I am again fascinated by the huge difference in quantity of priming sugar recommendations based on style of beer. We NOOBs are taught to use 4 oz of priming sugar per 5 gallon batch; yet sites like this show a vast range depending on style:

http://www.tastybrew.com/calculators/priming.html

I am going to bottle both my Hefe and my English Old Ale next week; the hefe recommendation is 8.4 oz, the Old Ale, 2.7 oz. What a difference!

Yes, I am a bit afraid of using so much priming sugar with the Hefe (bottle bombs); and yes, wonder if using so little with the Old Ale will result in a flat beer.

Thoughts?
 
Have you had an old ale before? They're pretty flat by contemporary american standards.

I've read that the standard brown beer bottles aren't safe to use for volumes over 3, which is why a lot of breweries use the champagne style bottles with a cage and cork.
 
Yes, I am a bit afraid of using so much priming sugar with the Hefe (bottle bombs); and yes, wonder if using so little with the Old Ale will result in a flat beer.

Thoughts?

I've had a few highly carbonated beers, and the only bottle bombs I've had were from a 6 pack that got left and forgotten in a room that hit 85-90F for a week or two. Even then, only 2 broke, so it could have been old bottles rather than the pressure. Stored at 50-60F, they ought to be OK up to 3.5 volumes, at least.

As for the old ale, you want it a bit flat. Too much carbonation will mute the yeast flavors. Old ales are served like most good English beers: warm and flat. That's how they taste best.
 
Old ales are served like most good English beers: warm and flat. That's how they taste best.

"Warm" is a relative term. Ideally, you should serve them at "cellar temps" - 50-55F ... hardly something I would call warm
 
Thanks for all the great information. I will hold true to style, bottled the Old Ale yesterday using only what was recommended. The Hefe is still chugging away and will shoot for 3 volumes.
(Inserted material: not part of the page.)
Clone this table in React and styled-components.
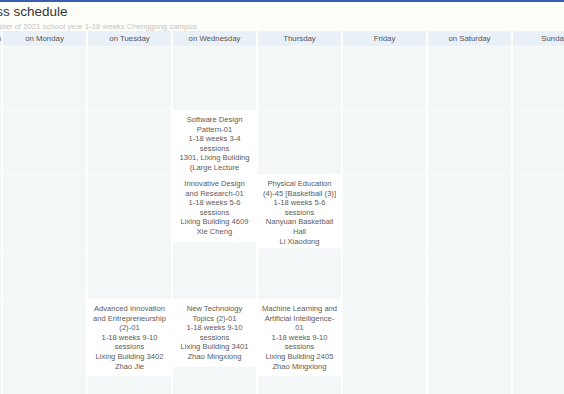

Half of that batch is going into PET bottles that can get bounced around (hiking in the front range) and handle the carbonation.
 
From my personal experience - I have pretty strong (6.2%) dark ale coming along nicely in the bottles and I have made one mistake - overcarbed it - while its fizzy and cold, it tastes close to nothing - just slight hoppy aroma, after I let some CO2 escape and warm beer up to some 16-18C, it becomes fantastic - so many aromas and tastes get out of it. So, if if its something like strongish darkish brew, it will taste better with less carbonation and relatively warm.

Can someone please answer if that calculator's volume are in U.K or US gallons?
really puzzling.
 
From my personal experience - I have pretty strong (6.2%) dark ale coming along nicely in the bottles and I have made one mistake - overcarbed it - while its fizzy and cold, it tastes close to nothing - just slight hoppy aroma, after I let some CO2 escape and warm beer up to some 16-18C, it becomes fantastic - so many aromas and tastes get out of it. So, if if its something like strongish darkish brew, it will taste better with less carbonation and relatively warm.

Can someone please answer if that calculator's volume are in U.K or US gallons?
really puzzling.

It is a strong (8.2%) black bourbon old ale; thanks for sharing your experience!

Good question on the calculator. ..
 
I wrote a quick note to the site wrt US or UK gallons, answer: "calculations are in US gallons."